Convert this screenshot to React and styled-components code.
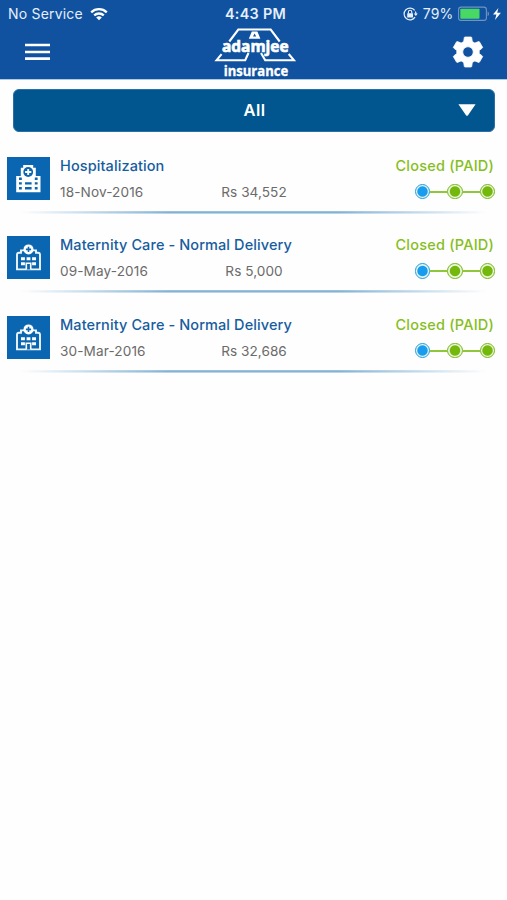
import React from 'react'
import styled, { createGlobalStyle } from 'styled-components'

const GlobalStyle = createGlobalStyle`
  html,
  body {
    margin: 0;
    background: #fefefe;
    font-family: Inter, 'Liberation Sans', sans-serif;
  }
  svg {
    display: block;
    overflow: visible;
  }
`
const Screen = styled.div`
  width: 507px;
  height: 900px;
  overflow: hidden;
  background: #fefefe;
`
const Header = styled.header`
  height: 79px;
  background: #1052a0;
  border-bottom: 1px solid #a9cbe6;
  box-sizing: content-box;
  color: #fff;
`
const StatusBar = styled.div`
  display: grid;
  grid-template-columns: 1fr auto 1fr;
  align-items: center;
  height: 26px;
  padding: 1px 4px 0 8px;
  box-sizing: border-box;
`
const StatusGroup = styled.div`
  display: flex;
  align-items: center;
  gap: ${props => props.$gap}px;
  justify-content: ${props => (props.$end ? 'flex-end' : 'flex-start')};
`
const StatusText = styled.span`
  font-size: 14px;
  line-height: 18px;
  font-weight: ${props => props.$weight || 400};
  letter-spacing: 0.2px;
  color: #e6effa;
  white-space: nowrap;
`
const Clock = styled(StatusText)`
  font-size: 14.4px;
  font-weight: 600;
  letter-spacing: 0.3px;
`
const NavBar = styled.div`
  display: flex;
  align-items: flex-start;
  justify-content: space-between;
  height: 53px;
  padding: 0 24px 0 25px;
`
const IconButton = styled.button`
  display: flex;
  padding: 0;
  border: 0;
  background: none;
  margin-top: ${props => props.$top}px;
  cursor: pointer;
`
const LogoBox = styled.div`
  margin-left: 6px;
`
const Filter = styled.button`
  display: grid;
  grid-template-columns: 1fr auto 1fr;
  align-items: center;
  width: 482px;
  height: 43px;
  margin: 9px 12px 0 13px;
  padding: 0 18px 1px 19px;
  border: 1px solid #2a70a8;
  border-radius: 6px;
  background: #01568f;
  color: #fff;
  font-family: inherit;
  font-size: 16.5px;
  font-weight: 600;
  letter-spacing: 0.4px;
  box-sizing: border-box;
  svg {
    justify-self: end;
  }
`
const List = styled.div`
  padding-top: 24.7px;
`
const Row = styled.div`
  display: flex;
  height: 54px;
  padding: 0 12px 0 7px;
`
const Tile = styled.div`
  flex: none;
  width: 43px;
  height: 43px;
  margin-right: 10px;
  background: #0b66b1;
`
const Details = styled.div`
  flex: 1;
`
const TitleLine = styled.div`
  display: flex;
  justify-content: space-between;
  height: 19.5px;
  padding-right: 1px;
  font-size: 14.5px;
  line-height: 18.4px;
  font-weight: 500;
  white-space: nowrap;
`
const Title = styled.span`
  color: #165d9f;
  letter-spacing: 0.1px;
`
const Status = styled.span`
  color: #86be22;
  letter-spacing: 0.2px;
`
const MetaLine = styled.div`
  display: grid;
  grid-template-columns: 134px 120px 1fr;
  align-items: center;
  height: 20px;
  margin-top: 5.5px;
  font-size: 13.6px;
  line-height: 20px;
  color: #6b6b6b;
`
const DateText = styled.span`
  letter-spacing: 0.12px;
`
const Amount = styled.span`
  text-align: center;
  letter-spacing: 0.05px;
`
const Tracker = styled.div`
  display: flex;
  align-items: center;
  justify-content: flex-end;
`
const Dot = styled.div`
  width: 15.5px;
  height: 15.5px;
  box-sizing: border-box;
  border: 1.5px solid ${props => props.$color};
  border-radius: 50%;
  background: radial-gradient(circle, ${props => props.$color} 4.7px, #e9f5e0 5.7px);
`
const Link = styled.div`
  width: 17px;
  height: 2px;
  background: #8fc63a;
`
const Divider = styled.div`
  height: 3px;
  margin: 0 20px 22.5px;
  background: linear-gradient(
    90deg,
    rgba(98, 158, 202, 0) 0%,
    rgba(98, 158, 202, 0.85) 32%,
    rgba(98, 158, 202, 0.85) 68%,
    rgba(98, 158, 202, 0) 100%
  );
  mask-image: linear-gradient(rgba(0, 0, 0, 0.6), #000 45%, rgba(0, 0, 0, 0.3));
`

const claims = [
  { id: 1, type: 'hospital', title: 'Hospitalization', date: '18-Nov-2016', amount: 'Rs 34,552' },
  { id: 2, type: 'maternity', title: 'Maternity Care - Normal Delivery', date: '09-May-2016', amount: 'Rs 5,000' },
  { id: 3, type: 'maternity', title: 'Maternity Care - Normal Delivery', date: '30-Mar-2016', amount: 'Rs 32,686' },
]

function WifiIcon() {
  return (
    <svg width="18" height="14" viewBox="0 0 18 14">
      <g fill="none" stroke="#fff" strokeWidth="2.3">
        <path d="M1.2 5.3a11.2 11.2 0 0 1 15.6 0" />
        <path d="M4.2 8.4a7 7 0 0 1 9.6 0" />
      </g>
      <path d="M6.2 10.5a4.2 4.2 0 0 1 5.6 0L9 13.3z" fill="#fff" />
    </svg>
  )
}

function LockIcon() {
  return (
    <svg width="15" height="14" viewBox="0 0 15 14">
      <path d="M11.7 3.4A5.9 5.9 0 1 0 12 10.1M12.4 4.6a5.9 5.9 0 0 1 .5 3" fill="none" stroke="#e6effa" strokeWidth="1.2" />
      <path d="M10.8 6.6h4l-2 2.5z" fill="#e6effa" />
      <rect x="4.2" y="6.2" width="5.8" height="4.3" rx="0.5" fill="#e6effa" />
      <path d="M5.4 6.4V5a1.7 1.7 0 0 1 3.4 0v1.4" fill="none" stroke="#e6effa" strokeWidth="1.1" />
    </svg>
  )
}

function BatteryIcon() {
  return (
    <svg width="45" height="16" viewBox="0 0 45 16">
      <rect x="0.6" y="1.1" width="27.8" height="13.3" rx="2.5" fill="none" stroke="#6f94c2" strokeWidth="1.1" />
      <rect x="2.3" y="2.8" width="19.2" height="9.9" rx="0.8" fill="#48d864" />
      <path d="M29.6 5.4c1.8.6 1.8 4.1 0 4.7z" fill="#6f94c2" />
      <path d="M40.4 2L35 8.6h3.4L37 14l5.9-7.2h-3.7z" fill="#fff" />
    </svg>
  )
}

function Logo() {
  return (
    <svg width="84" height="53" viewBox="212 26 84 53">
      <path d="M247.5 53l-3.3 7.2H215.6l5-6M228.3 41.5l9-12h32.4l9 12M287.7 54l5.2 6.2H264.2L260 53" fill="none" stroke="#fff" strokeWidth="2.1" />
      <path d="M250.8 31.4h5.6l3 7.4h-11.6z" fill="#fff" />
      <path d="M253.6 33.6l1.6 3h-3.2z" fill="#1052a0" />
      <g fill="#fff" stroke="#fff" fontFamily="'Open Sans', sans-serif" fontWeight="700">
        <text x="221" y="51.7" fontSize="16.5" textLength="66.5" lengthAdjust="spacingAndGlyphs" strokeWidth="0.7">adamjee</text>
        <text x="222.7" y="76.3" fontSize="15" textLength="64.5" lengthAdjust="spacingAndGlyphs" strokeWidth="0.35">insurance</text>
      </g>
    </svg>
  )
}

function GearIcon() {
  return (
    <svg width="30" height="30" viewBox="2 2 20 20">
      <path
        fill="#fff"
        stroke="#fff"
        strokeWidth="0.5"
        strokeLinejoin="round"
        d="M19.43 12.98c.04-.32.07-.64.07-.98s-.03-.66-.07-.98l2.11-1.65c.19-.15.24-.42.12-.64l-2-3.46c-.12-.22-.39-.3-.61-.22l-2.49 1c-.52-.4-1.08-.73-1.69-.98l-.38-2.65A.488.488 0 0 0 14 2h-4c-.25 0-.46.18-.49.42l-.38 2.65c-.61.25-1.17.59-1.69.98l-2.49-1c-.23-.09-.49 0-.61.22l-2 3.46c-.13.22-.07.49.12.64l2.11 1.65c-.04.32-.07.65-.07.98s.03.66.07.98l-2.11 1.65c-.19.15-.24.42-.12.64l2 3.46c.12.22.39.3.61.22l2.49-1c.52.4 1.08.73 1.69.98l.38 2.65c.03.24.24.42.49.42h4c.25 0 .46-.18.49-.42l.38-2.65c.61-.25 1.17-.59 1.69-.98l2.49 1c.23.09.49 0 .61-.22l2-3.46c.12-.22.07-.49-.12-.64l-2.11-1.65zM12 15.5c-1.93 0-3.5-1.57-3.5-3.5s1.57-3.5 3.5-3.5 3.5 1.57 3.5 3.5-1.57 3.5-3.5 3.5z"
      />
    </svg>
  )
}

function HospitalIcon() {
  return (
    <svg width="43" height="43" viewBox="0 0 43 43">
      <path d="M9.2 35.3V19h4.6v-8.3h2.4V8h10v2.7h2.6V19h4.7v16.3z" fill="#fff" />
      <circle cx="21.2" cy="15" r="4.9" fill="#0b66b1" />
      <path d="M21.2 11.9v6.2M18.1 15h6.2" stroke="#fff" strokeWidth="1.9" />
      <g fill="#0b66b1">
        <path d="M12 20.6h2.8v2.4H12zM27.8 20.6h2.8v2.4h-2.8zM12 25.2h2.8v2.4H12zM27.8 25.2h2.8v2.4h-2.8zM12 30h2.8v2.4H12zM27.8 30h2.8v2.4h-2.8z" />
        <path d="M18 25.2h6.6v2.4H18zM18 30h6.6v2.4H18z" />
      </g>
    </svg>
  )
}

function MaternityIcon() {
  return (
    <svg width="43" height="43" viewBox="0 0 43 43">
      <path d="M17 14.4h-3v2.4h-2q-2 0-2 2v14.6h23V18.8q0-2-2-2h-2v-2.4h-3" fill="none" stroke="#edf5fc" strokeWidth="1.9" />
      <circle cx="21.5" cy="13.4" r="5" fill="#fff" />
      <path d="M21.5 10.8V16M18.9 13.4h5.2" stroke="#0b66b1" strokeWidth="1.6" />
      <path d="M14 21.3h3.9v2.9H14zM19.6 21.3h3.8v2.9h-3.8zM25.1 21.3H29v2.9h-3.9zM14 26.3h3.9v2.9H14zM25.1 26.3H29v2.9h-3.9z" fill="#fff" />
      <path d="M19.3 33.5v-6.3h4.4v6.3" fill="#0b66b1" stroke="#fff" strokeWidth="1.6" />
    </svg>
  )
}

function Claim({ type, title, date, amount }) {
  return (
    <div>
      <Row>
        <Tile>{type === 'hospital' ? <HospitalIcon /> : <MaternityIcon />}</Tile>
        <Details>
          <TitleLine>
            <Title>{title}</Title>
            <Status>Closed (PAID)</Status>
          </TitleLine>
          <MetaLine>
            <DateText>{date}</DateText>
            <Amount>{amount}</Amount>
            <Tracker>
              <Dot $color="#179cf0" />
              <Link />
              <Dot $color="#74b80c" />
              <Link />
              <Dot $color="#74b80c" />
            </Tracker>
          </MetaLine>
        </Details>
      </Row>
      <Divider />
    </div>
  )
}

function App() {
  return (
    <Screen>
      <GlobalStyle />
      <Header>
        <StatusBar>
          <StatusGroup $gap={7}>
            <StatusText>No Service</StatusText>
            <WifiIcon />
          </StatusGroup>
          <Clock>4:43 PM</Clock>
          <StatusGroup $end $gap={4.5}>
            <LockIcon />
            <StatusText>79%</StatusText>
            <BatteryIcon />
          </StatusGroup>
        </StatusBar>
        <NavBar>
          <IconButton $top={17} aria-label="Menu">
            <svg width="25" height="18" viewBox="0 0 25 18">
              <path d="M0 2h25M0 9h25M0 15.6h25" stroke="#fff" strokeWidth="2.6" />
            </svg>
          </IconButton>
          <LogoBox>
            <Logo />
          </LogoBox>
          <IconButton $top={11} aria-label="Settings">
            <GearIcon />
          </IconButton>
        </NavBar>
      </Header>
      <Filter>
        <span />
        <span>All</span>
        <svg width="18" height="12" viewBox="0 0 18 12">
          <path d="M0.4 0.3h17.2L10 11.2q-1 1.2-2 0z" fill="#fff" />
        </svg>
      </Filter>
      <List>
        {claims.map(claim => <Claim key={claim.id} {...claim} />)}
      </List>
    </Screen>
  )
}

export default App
######
**WHAT NEEDS TO BE DONE:** Which lines hold the word "components"? Copy every one of them.

**TASK ANSWER:**
Convert this screenshot to React and styled-components code.
import styled, { createGlobalStyle } from 'styled-components'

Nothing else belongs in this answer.